(What is expected)
Search the material for "components" and show all lines that contain it.

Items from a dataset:
==============================

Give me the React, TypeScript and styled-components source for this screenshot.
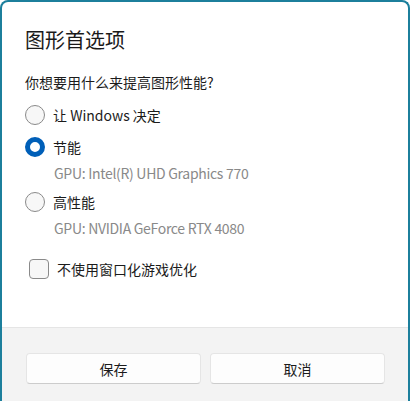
import * as React from 'react';
import styled, { createGlobalStyle } from 'styled-components';

const GlobalStyle = createGlobalStyle`
    html, body {
        margin: 0;
        padding: 0;
        background: #ffffff;
    }
    body {
        font-family: "Noto Sans CJK SC", "Noto Sans", sans-serif;
        color: #1b1b1b;
    }
`;

const Dialog = styled.div`
    box-sizing: border-box;
    width: 410px;
    height: 401px;
    display: flex;
    flex-direction: column;
    border: 2px solid #1c7f9c;
    border-bottom: none;
    border-radius: 8px 8px 0 0;
    overflow: hidden;
    background: #ffffff;
`;

const Content = styled.div`
    flex: 1;
    padding: 24px 24px 0 23px;
    display: flex;
    flex-direction: column;
`;

const Title = styled.h1`
    margin: 0;
    font-size: 20px;
    line-height: 28px;
    font-weight: 400;
    color: #1a1a1a;
`;

const Question = styled.p`
    margin: 18px 0 7px;
    font-size: 14px;
    line-height: 20px;
`;

const OptionRow = styled.label`
    display: flex;
    align-items: center;
    height: 32px;
    font-size: 14px;
    cursor: default;
`;

const RadioMark = styled.span<{ checked?: boolean }>`
    box-sizing: border-box;
    width: 20px;
    height: 20px;
    border-radius: 50%;
    margin-right: 8px;
    flex-shrink: 0;
    border: ${p => (p.checked ? '5px solid #005fb8' : '1px solid #8a8a8a')};
    background: ${p => (p.checked ? '#ffffff' : '#f7f7f7')};
`;

const Sub = styled.div`
    padding-left: 29px;
    margin-bottom: 3px;
    font-size: 14px;
    line-height: 20px;
    letter-spacing: -0.3px;
    color: #898989;
`;

const CheckRow = styled(OptionRow)`
    margin-top: 12px;
    padding-left: 4px;
`;

const CheckMark = styled.span`
    box-sizing: border-box;
    width: 20px;
    height: 20px;
    border-radius: 4px;
    border: 1px solid #8a8a8a;
    background: #f7f7f7;
    margin-right: 8px;
`;

const Footer = styled.div`
    height: 74px;
    box-sizing: border-box;
    border-top: 1px solid #e5e5e5;
    background: #f3f3f3;
    padding: 25px 23px 0 24px;
    display: grid;
    grid-template-columns: 1fr 1fr;
    column-gap: 9px;
    align-items: start;
`;

const Button = styled.button`
    height: 31px;
    border: 1px solid #e5e5e5;
    border-bottom-color: #cccccc;
    border-radius: 4px;
    background: #fdfdfd;
    font-family: "Noto Sans CJK SC", sans-serif;
    font-size: 14px;
    color: #1b1b1b;
`;

const options = [
    { label: '让 Windows 决定', gpu: '' },
    { label: '节能', gpu: 'GPU: Intel(R) UHD Graphics 770' },
    { label: '高性能', gpu: 'GPU: NVIDIA GeForce RTX 4080' },
];

const App: React.FunctionComponent = () => {
    const [selected, setSelected] = React.useState(1);
    const [noWindowed, setNoWindowed] = React.useState(false);

    return (
        <>
            <GlobalStyle />
            <Dialog>
                <Content>
                    <Title>图形首选项</Title>
                    <Question>你想要用什么来提高图形性能?</Question>
                    {options.map((o, i) => (
                        <React.Fragment key={o.label}>
                            <OptionRow onClick={() => setSelected(i)}>
                                <RadioMark checked={selected === i} />
                                {o.label}
                            </OptionRow>
                            {o.gpu && <Sub>{o.gpu}</Sub>}
                        </React.Fragment>
                    ))}
                    <CheckRow onClick={() => setNoWindowed(!noWindowed)}>
                        <CheckMark />
                        不使用窗口化游戏优化
                    </CheckRow>
                </Content>
                <Footer>
                    <Button>保存</Button>
                    <Button>取消</Button>
                </Footer>
            </Dialog>
        </>
    );
};

export default App;
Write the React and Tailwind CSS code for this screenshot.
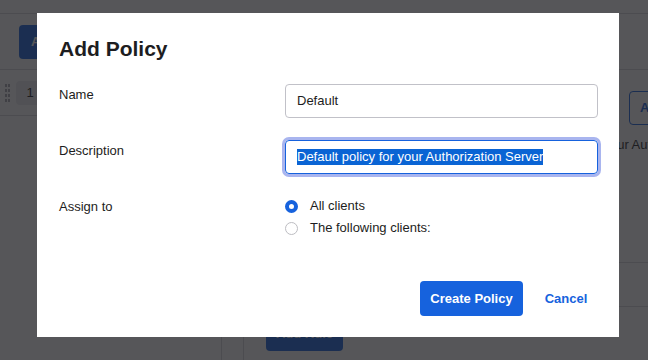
import { useState } from 'react'

function Radio({ checked, label }) {
  return (
    <label className="flex h-[18px] items-center">
      {checked ? (
        <span className="h-[13px] w-[13px] rounded-full border-[4px] border-[#1662dd] bg-white" />
      ) : (
        <span className="h-[13px] w-[13px] rounded-full border border-[#bdbdc2] bg-white" />
      )}
      <span className="ml-[12px]">{label}</span>
    </label>
  )
}

export default function App() {
  const [assign] = useState('all')

  return (
    <div className="relative h-[360px] w-[648px] overflow-hidden bg-white font-['Liberation_Sans',Arial,sans-serif] text-[13px] leading-[18px] text-[#1d1d21]">
      {/* page behind the dialog */}
      <div className="h-[14px] border-b border-[#d7d7dc]" />
      <div className="flex h-[56px] items-center border-b border-[#d7d7dc] px-[19px]">
        <button className="h-[34px] rounded-[4px] bg-[#1662dd] px-[12px] font-bold text-white">
          Add Authorization Server
        </button>
      </div>
      <div className="flex h-[290px]">
        <div className="w-[222px] shrink-0 border-r border-[#d7d7dc]">
          <div className="flex h-[46px] items-center border-b border-[#d7d7dc] pl-[5px]">
            <div className="grid grid-cols-2 gap-x-[1px] gap-y-[2px]">
              {Array.from({ length: 8 }).map((_, i) => (
                <span key={i} className="h-[3px] w-[2px] bg-[#a9a9b0]" />
              ))}
            </div>
            <span className="ml-[6px] flex h-[24px] w-[28px] items-center justify-center rounded-[4px] bg-[#ebebed]">1</span>
            <span className="ml-[8px]">Default Policy</span>
          </div>
        </div>
        <div className="w-[22px] shrink-0 border-r border-[#d7d7dc]" />
        <div className="min-w-0 flex-1 overflow-hidden">
          <div className="flex pl-[385px] pt-[21px]">
            <button className="h-[34px] w-[60px] shrink-0 rounded-[4px] border border-[#1662dd] px-[10px] text-left font-bold text-[#1662dd]">
              Add
            </button>
          </div>
          <div className="mt-[11px] whitespace-nowrap pl-[259px]">Default policy for your Authorization Server</div>
          <div className="mt-[108px] h-[45px] border-y border-[#d7d7dc]" />
          <div className="pl-[22px] pt-[10px]">
            <button className="h-[34px] w-[77px] rounded-[4px] bg-[#1662dd] font-bold text-white">Add Rule</button>
          </div>
        </div>
      </div>

      {/* overlay */}
      <div className="absolute inset-0 bg-[#1d1d21]/75" />

      {/* dialog */}
      <div className="absolute left-[37px] top-[13px] flex h-[324px] w-[582px] flex-col bg-white pl-[22px] pr-[21px]">
        <h2 className="pt-[24px] text-[21px] font-bold leading-[24px]">Add Policy</h2>

        <div className="mt-[23px] grid grid-cols-[226px_1fr]">
          <div className="pt-[2px]">Name</div>
          <div className="flex h-[34px] items-center rounded-[4px] border border-[#c1c1c8] px-[11px]">Default</div>
        </div>

        <div className="mt-[22px] grid grid-cols-[226px_1fr]">
          <div className="pt-[2px]">Description</div>
          <div className="flex h-[34px] items-center rounded-[4px] border border-[#1662dd] px-[11px] ring-[3px] ring-[#a9b5ef]">
            <span className="bg-[#0a64d4] leading-[16px] text-white">Default policy for your Authorization Server</span>
          </div>
        </div>

        <div className="mt-[23px] grid grid-cols-[226px_1fr]">
          <div className="pt-[1px]">Assign to</div>
          <div className="flex flex-col gap-[4px]">
            <Radio checked={assign === 'all'} label="All clients" />
            <Radio checked={assign === 'some'} label="The following clients:" />
          </div>
        </div>

        <div className="mt-[44px] flex justify-end">
          <button className="h-[35px] w-[103px] rounded-[4px] bg-[#1662dd] font-bold text-white">Create Policy</button>
          <button className="ml-[11px] h-[35px] w-[64px] font-bold text-[#1662dd]">Cancel</button>
        </div>
      </div>
    </div>
  )
}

==============================

(Response to the task)
Give me the React, TypeScript and styled-components source for this screenshot.
import styled, { createGlobalStyle } from 'styled-components';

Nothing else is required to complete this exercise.